Asian markets sink again as Trump fans trade-war fears

An investor looks at an electronic board showing stock information at a brokerage house in Shanghai.
An investor looks at an electronic board showing stock information at a brokerage house in Shanghai. PHOTO: REUTERS

HONG KONG (AFP) - Asian markets fell again on Monday (March 5) as the fallout from Donald Trump's steel and aluminium tariffs continues to feed concerns of a global trade war.

Equities went into a tailspin last week after the tycoon unveiled his plans for the controversial levies, and while US investors ended Friday on a slightly positive note, there is still the prospect of more volatility to come.

Trump ramped up his rhetoric at the weekend, tweeting that "Our friends and enemies have taken advantage of the US for many years", before adding "Sorry, it's time for a change!"

The move, part of the president's "American First" protectionist drive, was met with fury across the world with officials from Beijing to Brussels raising concerns.

"Uncertainty has lifted materially, folks, as countries react to the tariffs and a trade war and retaliatory measures loom as a real possibility unless President Trump finds a way to step back," said Greg McKenna, chief market strategist at AxiTrader.

Hong Kong led losses, falling more than one per cent, while Tokyo finished 0.7 per cent lower.

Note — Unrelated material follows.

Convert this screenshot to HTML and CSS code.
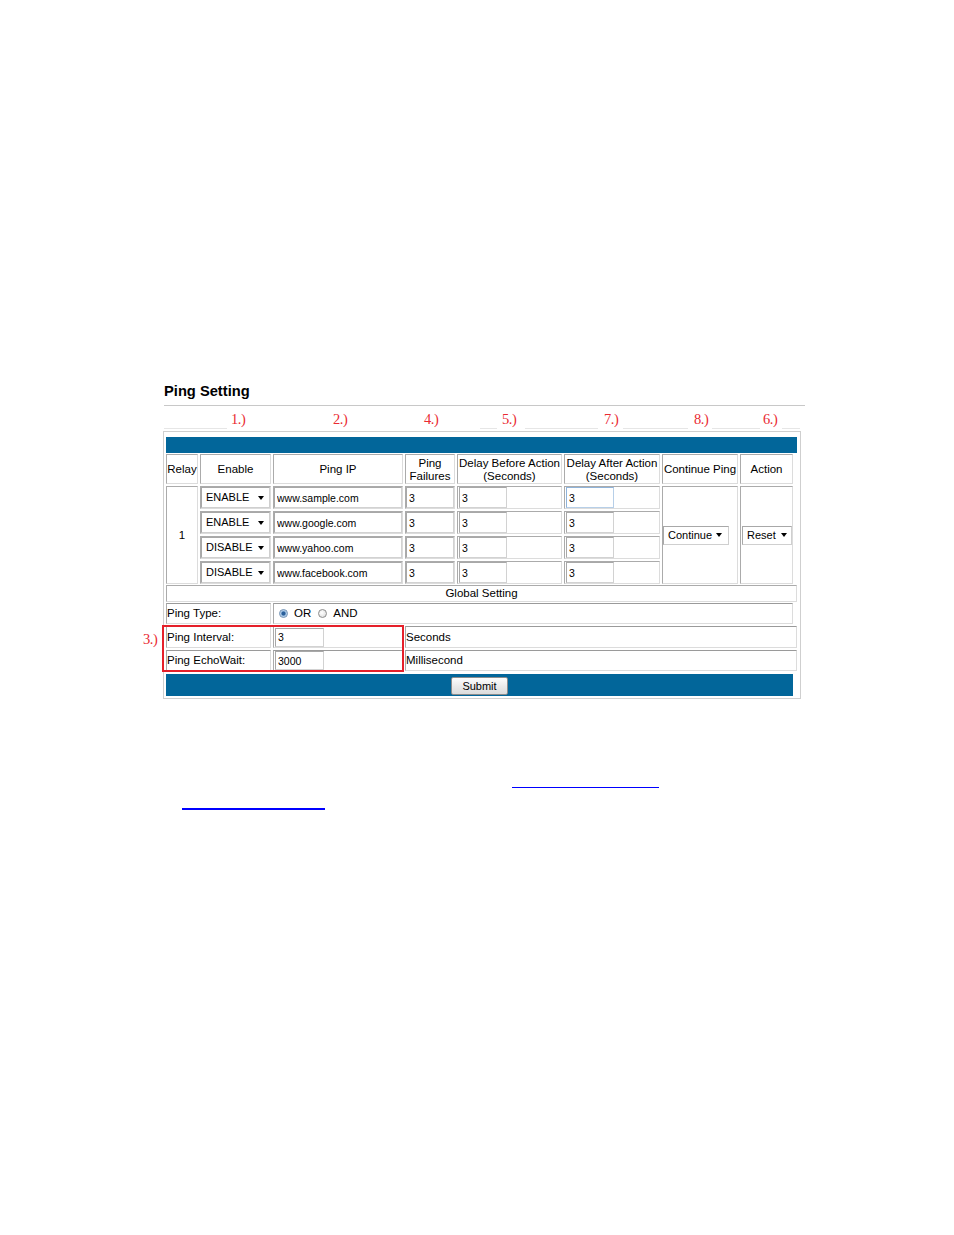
FILE: index.html
```html
<!DOCTYPE html>
<html>
<head>
<meta charset="utf-8">
<title>Ping Setting</title>
<link rel="stylesheet" href="styles.css">
</head>
<body>
<div class="doc">
  <h1 class="title">Ping Setting</h1>
  <div class="rule"></div>
  <div class="nums">
    <span class="seg s1"></span>
    <span class="num n1">1.)</span>
    <span class="num n2">2.)</span>
    <span class="num n4">4.)</span>
    <span class="seg s2"></span>
    <span class="num n5">5.)</span>
    <span class="seg s3"></span>
    <span class="num n7">7.)</span>
    <span class="seg s4"></span>
    <span class="num n8">8.)</span>
    <span class="seg s5"></span>
    <span class="num n6">6.)</span>
    <span class="seg s6"></span>
  </div>

  <div class="shot">
    <div class="bar"></div>
    <div class="grid">
      <div class="c hd">Relay</div>
      <div class="c hd">Enable</div>
      <div class="c hd">Ping IP</div>
      <div class="c hd two">Ping<br>Failures</div>
      <div class="c hd two">Delay Before Action<br>(Seconds)</div>
      <div class="c hd two">Delay After Action<br>(Seconds)</div>
      <div class="c hd">Continue Ping</div>
      <div class="c hd">Action</div>

      <div class="c relay">1</div>
      <div class="c cont"><div class="sel selc"><span>Continue</span><i class="caret"></i></div></div>
      <div class="c act"><div class="sel selr"><span>Reset</span><i class="caret"></i></div></div>

      <div class="c in"><div class="sel sele"><span>ENABLE</span><i class="caret"></i></div></div>
      <div class="c in"><input class="inp full" value="www.sample.com"></div>
      <div class="c in"><input class="inp full" value="3"></div>
      <div class="c in"><input class="inp small" value="3"></div>
      <div class="c in"><input class="inp small focus" value="3"></div>

      <div class="c in"><div class="sel sele"><span>ENABLE</span><i class="caret"></i></div></div>
      <div class="c in"><input class="inp full" value="www.google.com"></div>
      <div class="c in"><input class="inp full" value="3"></div>
      <div class="c in"><input class="inp small" value="3"></div>
      <div class="c in"><input class="inp small" value="3"></div>

      <div class="c in"><div class="sel sele"><span>DISABLE</span><i class="caret"></i></div></div>
      <div class="c in"><input class="inp full" value="www.yahoo.com"></div>
      <div class="c in"><input class="inp full" value="3"></div>
      <div class="c in"><input class="inp small" value="3"></div>
      <div class="c in"><input class="inp small" value="3"></div>

      <div class="c in"><div class="sel sele"><span>DISABLE</span><i class="caret"></i></div></div>
      <div class="c in"><input class="inp full" value="www.facebook.com"></div>
      <div class="c in"><input class="inp full" value="3"></div>
      <div class="c in"><input class="inp small" value="3"></div>
      <div class="c in"><input class="inp small" value="3"></div>
    </div>

    <div class="c global">Global Setting</div>

    <div class="grow type">
      <div class="c lab">Ping Type:</div>
      <div class="c val">
        <span class="radio on"></span><span class="rlab">OR</span>
        <span class="radio"></span><span class="rlab">AND</span>
      </div>
    </div>

    <div class="boxed">
      <div class="grow param p1">
        <div class="c lab">Ping Interval:</div>
        <div class="c pval"><input class="inp pin" value="3"></div>
        <div class="c unit">Seconds</div>
      </div>
      <div class="grow param p2">
        <div class="c lab">Ping EchoWait:</div>
        <div class="c pval"><input class="inp pin" value="3000"></div>
        <div class="c unit">Millisecond</div>
      </div>
      <div class="redbox"></div>
      <div class="num note3">3.)</div>
    </div>

    <div class="submitbar"><button class="btn">Submit</button></div>
  </div>

  <div class="link l1"></div>
  <div class="link l2"></div>
</div>
</body>
</html>
```

FILE: styles.css
```css
html, body {
  margin: 0;
  padding: 0;
  background: #fff;
}
body {
  font-family: "Liberation Sans", Arial, sans-serif;
  color: #000;
}
.doc {
  margin-left: 163px;
  padding-top: 383px;
  padding-bottom: 200px;
}
.title {
  margin: 0 0 0 1px;
  font-size: 14.7px;
  line-height: 17px;
  height: 17px;
  font-weight: bold;
}
.rule {
  margin: 5px 0 0 1px;
  width: 641px;
  height: 1px;
  background: #c8c8c8;
}
.nums {
  display: flex;
  align-items: flex-end;
  height: 23px;
  margin-left: 1px;
}
.seg {
  height: 1px;
  background: #e6e6e6;
  flex: none;
}
.num {
  font-family: "Liberation Serif", "Times New Roman", serif;
  font-size: 14.5px;
  line-height: 18px;
  color: #ea2a32;
  letter-spacing: -0.4px;
  width: 16px;
  flex: none;
  margin-bottom: 1px;
}
.s1 { width: 63px; }
.n1 { margin-left: 4px; }
.n2 { margin-left: 86px; }
.n4 { margin-left: 75px; }
.s2 { margin-left: 40px; width: 17px; }
.n5 { margin-left: 5px; }
.s3 { margin-left: 7px; width: 73px; }
.n7 { margin-left: 6px; }
.s4 { margin-left: 3px; width: 65px; }
.n8 { margin-left: 6px; }
.s5 { margin-left: 2px; width: 48px; }
.n6 { margin-left: 3px; }
.s6 { margin-left: 3px; width: 18px; }

.shot {
  margin-top: 2px;
  width: 638px;
  box-sizing: border-box;
  border: 1px solid #cfcfcf;
  padding: 5px 3px 2px 2px;
  font-size: 11.5px;
}
.bar {
  height: 16px;
  background: #02669a;
}
.grid {
  margin-top: 1px;
  display: grid;
  grid-template-columns: 32px 71px 130px 50px 105px 96px 76px 53px;
  grid-template-rows: 30px repeat(4, 23px);
  gap: 2px;
  width: 627px;
}
.c {
  box-sizing: border-box;
  border: 1px solid;
  border-color: #ababab #dcdcdc #dcdcdc #ababab;
  display: flex;
  align-items: center;
  white-space: nowrap;
  line-height: 13px;
}
.hd {
  justify-content: center;
  text-align: center;
  padding-top: 1px;
}
.relay {
  grid-column: 1;
  grid-row: 2 / span 4;
  justify-content: center;
}
.cont {
  grid-column: 7;
  grid-row: 2 / span 4;
}
.act {
  grid-column: 8;
  grid-row: 2 / span 4;
}
.in {
  padding: 0;
}
.sel {
  box-sizing: border-box;
  display: flex;
  align-items: center;
  justify-content: space-between;
  background: #fff;
  border: 1px solid;
  border-color: #a8a8a8 #cfcfcf #cfcfcf #a8a8a8;
  font-size: 11px;
  padding: 0 5px 0 4px;
}
.sele {
  width: 69px;
  height: 21px;
}
.selc {
  width: 66px;
  height: 19px;
  padding-right: 6px;
}
.selr {
  width: 52px;
  height: 19px;
  margin-left: 1px;
  padding-right: 4px;
}
.caret {
  display: block;
  width: 0;
  height: 0;
  border-left: 3px solid transparent;
  border-right: 3px solid transparent;
  border-top: 4px solid #000;
}
.inp {
  box-sizing: border-box;
  height: 21px;
  margin: 0;
  border: 1px solid;
  border-color: #a8a8a8 #d2d2d2 #d2d2d2 #a8a8a8;
  background: #fff;
  font-family: "Liberation Sans", Arial, sans-serif;
  font-size: 10.5px;
  color: #000;
  padding: 0 2px;
  outline: none;
}
.full {
  width: 100%;
}
.small {
  width: 48px;
  margin-left: 1px;
}
.focus {
  border-color: #8fb3d9 #b7cfe8 #b7cfe8 #8fb3d9;
}

.global {
  margin-top: 1px;
  width: 631px;
  height: 17px;
  justify-content: center;
}
.grow {
  display: flex;
  gap: 2px;
}
.type {
  margin-top: 1px;
  width: 627px;
  height: 21px;
}
.type .c {
  border-top-color: #9a9a9a;
}
.lab {
  width: 105px;
  flex: none;
}
.val {
  flex: 1;
  padding-left: 5px;
}
.radio {
  box-sizing: border-box;
  width: 9px;
  height: 9px;
  border-radius: 50%;
  border: 1px solid #8c8c8c;
  background: radial-gradient(circle at 40% 40%, #ffffff 0, #e4e4e4 70%, #cfcfcf 100%);
  flex: none;
}
.radio.on {
  border-color: #6d8fb3;
  background: radial-gradient(circle, #2a5f99 0, #2a5f99 1.6px, #8fb6dd 2.4px, #e9f1f9 4px);
}
.rlab {
  margin-left: 6px;
  margin-right: 7px;
}
.boxed {
  position: relative;
  margin-top: 2px;
}
.param {
  width: 631px;
  height: 22px;
}
.param .c {
  border-top-color: #9a9a9a;
}
.p2 {
  margin-top: 2px;
  height: 21px;
}
.pval {
  width: 130px;
  flex: none;
  padding-left: 1px;
}
.pin {
  width: 49px;
  height: 19px;
}
.unit {
  flex: 1;
}
.redbox {
  position: absolute;
  left: -4px;
  top: -1px;
  width: 242px;
  height: 47px;
  box-sizing: border-box;
  border: 2px solid #e5202a;
  pointer-events: none;
}
.note3 {
  position: absolute;
  left: -23px;
  top: 4px;
  margin: 0;
}
.submitbar {
  margin-top: 3px;
  width: 627px;
  height: 22px;
  background: #02669a;
  display: flex;
  align-items: center;
  justify-content: center;
}
.btn {
  box-sizing: border-box;
  width: 57px;
  height: 18px;
  margin-top: 1px;
  padding: 0;
  border: 1px solid #8c8c8c;
  border-radius: 2px;
  background: linear-gradient(#fdfdfd, #e9e9e9 55%, #dcdcdc);
  font-family: "Liberation Sans", Arial, sans-serif;
  font-size: 11px;
  color: #000;
}
.link {
  background: #0000ff;
}
.l1 {
  margin-top: 88px;
  margin-left: 349px;
  width: 147px;
  height: 1px;
}
.l2 {
  margin-top: 20px;
  margin-left: 19px;
  width: 143px;
  height: 2px;
}
```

But Shanghai edged up 0.1 per cent, with eyes on the start of China's annual rubber-stamp parliament, which kicked off its most significant meeting in a generation, preparing to offer Xi Jinping a lifetime mandate to rule the world's number two economy.

Premier Li Keqiang set a 2018 economic growth target at "around 6.5 p cent", in line with expectations but lower than the 6.9 per cent increase registered last year.

Sydney lost 0.6 per cent and Seoul slipped 1.1 per cent while Singapore was off 0.8 per cent and Manila gave up 1.2 per cent. There were also losses in Taipei, Wellington, Jakarta and Bangkok.

The dollar came under further pressure on worries about a trade war, with the safe haven yen extending last week's gains, helped by comments from the head of the Bank of Japan last week suggesting crisis-era stimulus could be scaled back from next year.

Stephen Innes, head of Asia-Pacific trading at OANDA, said: "Trump is carrying the seeds of the dollar's destruction.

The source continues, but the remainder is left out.